====== Raw data ======
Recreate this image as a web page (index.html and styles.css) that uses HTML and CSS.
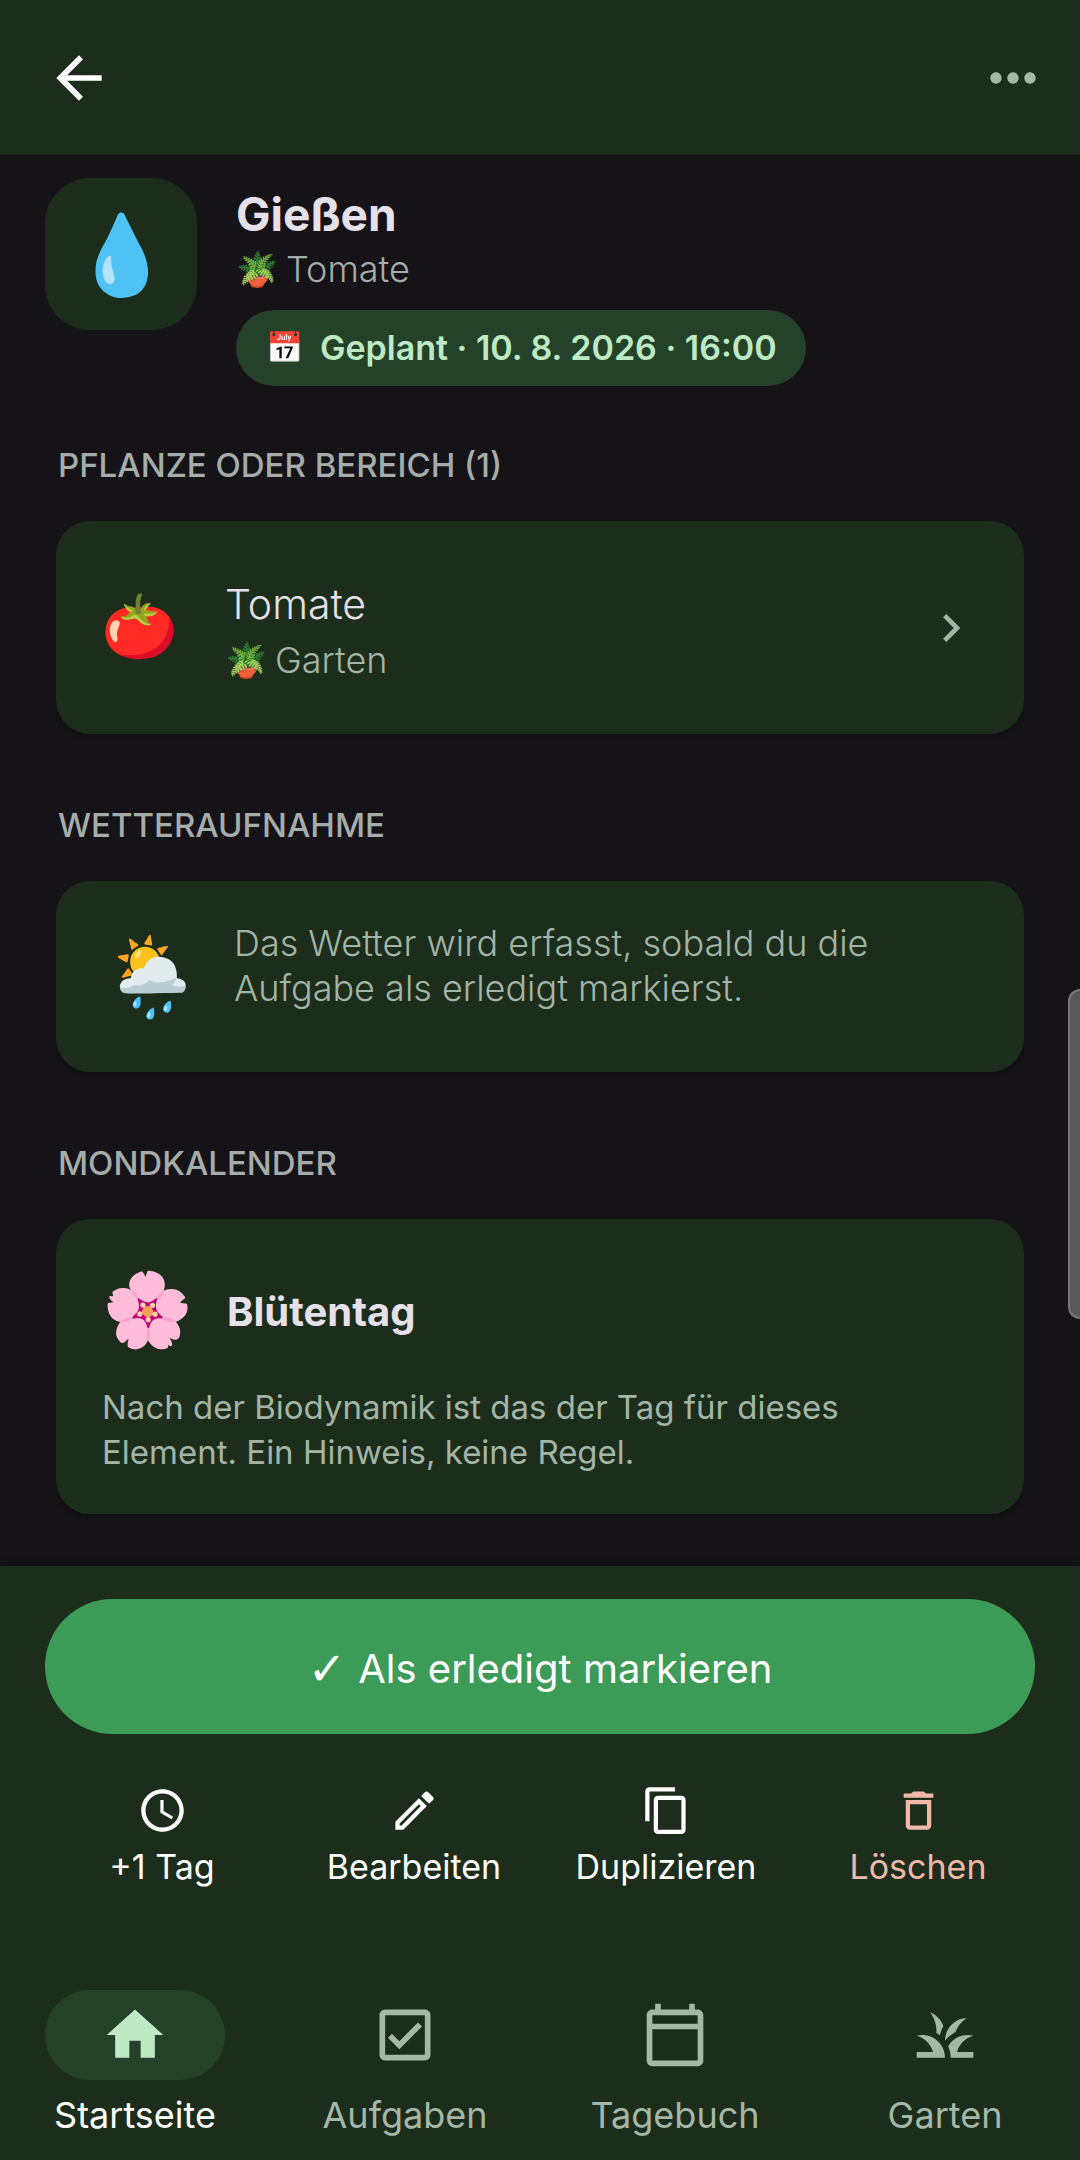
FILE: index.html
```html
<!DOCTYPE html>
<html lang="de">
<head>
  <meta charset="UTF-8" />
  <title>Gießen</title>
  <meta name="viewport" content="width=device-width, initial-scale=1.0" />
  <link rel="stylesheet" href="styles.css">
</head>
<body>
  <header class="topbar">
    <button class="icon-btn" aria-label="Zurück">
      <svg class="icon" viewBox="0 0 24 24"><path d="M20 11H7.83l5.59-5.59L12 4l-8 8 8 8 1.41-1.41L7.83 13H20v-2z"/></svg>
    </button>
    <button class="icon-btn muted" aria-label="Mehr">
      <svg class="icon" viewBox="0 0 24 24"><path d="M6 10c-1.1 0-2 .9-2 2s.9 2 2 2 2-.9 2-2-.9-2-2-2zm12 0c-1.1 0-2 .9-2 2s.9 2 2 2 2-.9 2-2-.9-2-2-2zm-6 0c-1.1 0-2 .9-2 2s.9 2 2 2 2-.9 2-2-.9-2-2-2z"/></svg>
    </button>
  </header>

  <main class="content">
    <div class="hero">
      <div class="hero-icon"><span class="emoji big">💧</span></div>
      <div class="hero-text">
        <h1>Gießen</h1>
        <p class="sub"><span class="emoji">🪴</span> Tomate</p>
        <div class="pill"><span class="emoji small">📅</span> Geplant · 10. 8. 2026 · 16:00</div>
      </div>
    </div>

    <section>
      <h2>PFLANZE ODER BEREICH (1)</h2>
      <a class="card plant" href="#">
        <span class="emoji large">🍅</span>
        <span class="plant-text">
          <span class="plant-name">Tomate</span>
          <span class="sub"><span class="emoji">🪴</span> Garten</span>
        </span>
        <svg class="chevron" viewBox="0 0 24 24"><path d="M10 6 8.59 7.41 13.17 12l-4.58 4.59L10 18l6-6z"/></svg>
      </a>
    </section>

    <section>
      <h2>WETTERAUFNAHME</h2>
      <div class="card weather">
        <span class="emoji big">🌦️</span>
        <p>Das Wetter wird erfasst, sobald du die Aufgabe als erledigt markierst.</p>
      </div>
    </section>

    <section>
      <h2>MONDKALENDER</h2>
      <div class="card moon">
        <div class="moon-head"><span class="emoji flower">🌸</span><h3>Blütentag</h3></div>
        <p>Nach der Biodynamik ist das der Tag für dieses Element. Ein Hinweis, keine Regel.</p>
      </div>
    </section>
  </main>

  <div class="scroll-handle"></div>

  <footer class="bottom">
    <button class="done-btn"><span class="check">✓</span> Als erledigt markieren</button>

    <div class="actions">
      <button>
        <svg class="icon-sm" viewBox="0 0 24 24"><path d="M11.99 2C6.47 2 2 6.48 2 12s4.47 10 9.99 10C17.52 22 22 17.52 22 12S17.52 2 11.99 2zM12 20c-4.42 0-8-3.58-8-8s3.58-8 8-8 8 3.58 8 8-3.58 8-8 8zm.5-13H11v6l5.25 3.15.75-1.23-4.5-2.67z"/></svg>
        +1 Tag
      </button>
      <button>
        <svg class="icon-sm" viewBox="0 0 24 24"><path d="M14.06 9.02l.92.92L5.92 19H5v-.92l9.06-9.06M17.66 3c-.25 0-.51.1-.7.29l-1.83 1.83 3.75 3.75 1.83-1.83c.39-.39.39-1.02 0-1.41l-2.34-2.34c-.2-.2-.45-.29-.71-.29zm-3.6 3.19L3 17.25V21h3.75L17.81 9.94l-3.75-3.75z"/></svg>
        Bearbeiten
      </button>
      <button>
        <svg class="icon-sm" viewBox="0 0 24 24"><path d="M16 1H4c-1.1 0-2 .9-2 2v14h2V3h12V1zm3 4H8c-1.1 0-2 .9-2 2v14c0 1.1.9 2 2 2h11c1.1 0 2-.9 2-2V7c0-1.1-.9-2-2-2zm0 16H8V7h11v14z"/></svg>
        Duplizieren
      </button>
      <button class="danger">
        <svg class="icon-sm" viewBox="0 0 24 24"><path d="M6 19c0 1.1.9 2 2 2h8c1.1 0 2-.9 2-2V7H6v12zM8 9h8v10H8V9zm7.5-5l-1-1h-5l-1 1H5v2h14V4z"/></svg>
        Löschen
      </button>
    </div>

    <nav class="tabs">
      <a class="tab active" href="#">
        <span class="tab-icon"><svg class="icon" viewBox="0 0 24 24"><path d="M10 20v-6h4v6h5v-8h3L12 3 2 12h3v8z"/></svg></span>
        Startseite
      </a>
      <a class="tab" href="#">
        <span class="tab-icon"><svg class="icon" viewBox="0 0 24 24"><path d="M19 3H5c-1.1 0-2 .9-2 2v14c0 1.1.9 2 2 2h14c1.1 0 2-.9 2-2V5c0-1.1-.9-2-2-2zm0 16H5V5h14v14zM17.99 9l-1.41-1.42-6.59 6.59-2.58-2.57-1.42 1.41 4 3.99z"/></svg></span>
        Aufgaben
      </a>
      <a class="tab" href="#">
        <span class="tab-icon"><svg class="icon" viewBox="0 0 24 24"><path d="M20 3h-1V1h-2v2H7V1H5v2H4c-1.1 0-2 .9-2 2v16c0 1.1.9 2 2 2h16c1.1 0 2-.9 2-2V5c0-1.1-.9-2-2-2zm0 18H4V10h16v11zm0-13H4V5h16v3z"/></svg></span>
        Tagebuch
      </a>
      <a class="tab" href="#">
        <span class="tab-icon"><svg class="icon" viewBox="0 0 24 24"><path d="M12 20H2v-2h5.75C7.02 15.19 4.81 12.99 2 12.26 2.64 12.1 3.31 12 4 12c4.42 0 8 3.58 8 8zM22 12.26c-.64-.16-1.31-.26-2-.26-2.93 0-5.48 1.58-6.88 3.93.29.66.53 1.35.67 2.07.13.65.2 1.32.2 2H22v-2h-5.75c.73-2.81 2.94-5.01 5.75-5.74zM15.64 11.02c.78-2.09 2.23-3.84 4.09-5C15.44 6.16 12 9.67 12 14v.02c.95-1.27 2.2-2.3 3.64-3zM11.42 8.85C10.58 6.66 8.88 4.89 6.7 4 8.14 5.86 9 8.18 9 10.71c0 .21-.03.41-.04.61.43.24.83.52 1.22.82.21-1.18.65-2.29 1.24-3.29z"/></svg></span>
        Garten
      </a>
    </nav>
  </footer>
</body>
</html>
```

FILE: styles.css
```css
* { box-sizing: border-box; margin: 0; padding: 0; }
body { display: flex; flex-direction: column; min-height: 100vh; background-color: #151218; color: #e6e0e9; font-family: Inter, "Open Sans", sans-serif; font-size: 36px; }
button { background: none; border: none; color: inherit; font: inherit; cursor: pointer; }
a { color: inherit; text-decoration: none; }
svg { display: block; fill: currentColor; }

.topbar { display: flex; justify-content: space-between; align-items: center; height: 155px; padding: 0 33px 0 45px; background-color: #1c2d1c; color: white; }
.icon { width: 68px; height: 68px; }
.muted { color: #a5b8a8; }

.content { flex: 1; padding: 23px 56px 51px; }
.hero { display: flex; gap: 39px; margin-left: -11px; padding-bottom: 58px; }
.hero-icon { display: flex; align-items: center; justify-content: center; width: 152px; height: 152px; border-radius: 45px; background-color: #1c2d1c; }
.hero-text { padding-top: 8px; }
h1 { font-size: 46px; line-height: 56px; font-weight: 700; }
.sub { display: flex; align-items: center; gap: 8px; line-height: 54px; font-weight: 300; color: #a5adaa; }
.pill { display: flex; align-items: center; gap: 16px; height: 76px; margin-top: 14px; padding: 0 29px 2px; border-radius: 38px; background-color: #24422a; color: #bdeac3; font-size: 34px; font-weight: 600; }

.emoji { display: flex; align-items: center; justify-content: center; width: 42px; font-size: 34px; }
.emoji.small { width: 39px; font-size: 30px; }
.emoji.large { width: 76px; padding-bottom: 4px; font-size: 62px; }
.emoji.flower { width: 90px; padding-bottom: 6px; font-size: 73px; }
.emoji.big { width: 100px; padding-bottom: 2px; font-size: 78px; }

section + section { margin-top: 70px; }
h2 { margin: 0 2px 35px; font-size: 33px; line-height: 42px; font-weight: 500; color: #a5adaa; }
.card { border-radius: 34px; background-color: #1c2d1c; color: #a3b5a6; box-shadow: 0 3px 5px rgba(0, 0, 0, 0.25); }
.plant { display: flex; align-items: center; min-height: 213px; padding: 0 45px; gap: 48px; }
.plant-text { display: flex; flex-direction: column; flex: 1; padding-top: 6px; }
.plant-name { font-size: 41px; line-height: 58px; font-weight: 300; color: #e6e0e9; }
.plant .sub { color: #a3b5a6; }
.chevron { width: 56px; height: 56px; }
.weather { display: flex; padding: 40px 45px; gap: 33px; min-height: 191px; }
.weather p { max-width: 680px; font-weight: 300; line-height: 45px; }
.moon { padding: 46px 46px 39px; }
.moon-head { display: flex; align-items: center; gap: 35px; height: 92px; }
h3 { font-size: 40px; font-weight: 700; color: #e6e0e9; }
.moon p { max-width: 780px; font-size: 33px; line-height: 45px; margin-top: 28px; }

/* fast scroll thumb at the window edge */
.scroll-handle { position: absolute; top: 989px; right: 0; width: 12px; height: 330px; border: 2px solid #77757a; border-right: none; border-radius: 12px 0 0 12px; background-color: #5a585d; }

.bottom { padding: 33px 0 23px; background-color: #1c2d1c; box-shadow: 0 -3px 8px rgba(0, 0, 0, 0.3); color: white; }
.done-btn { display: flex; align-items: center; justify-content: center; gap: 12px; width: calc(100% - 90px); height: 135px; margin: 0 45px; padding-top: 4px; border-radius: 68px; background-color: #3d9b58; font-size: 40px; }
.check { font-family: "DejaVu Sans", sans-serif; font-size: 46px; font-weight: 700; }
.actions { display: flex; padding: 51px 36px 0; }
.actions button { display: flex; flex: 1; flex-direction: column; align-items: center; gap: 11px; font-size: 34px; line-height: 40px; }
.icon-sm { width: 51px; height: 51px; }
.danger { color: #efb8a8; }

.tabs { display: flex; margin-top: 103px; }
.tab { display: flex; flex: 1; flex-direction: column; align-items: center; gap: 13px; line-height: 44px; color: #a5b8a8; }
.tab-icon { display: flex; align-items: center; justify-content: center; width: 180px; height: 90px; border-radius: 45px; }
.active { color: white; }
.active .tab-icon { background-color: #24422a; color: #bdeac3; }
```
======
Challenge
Report how many lines of the listing above include the word "index". Say nothing but the number.

Result of this exercise
2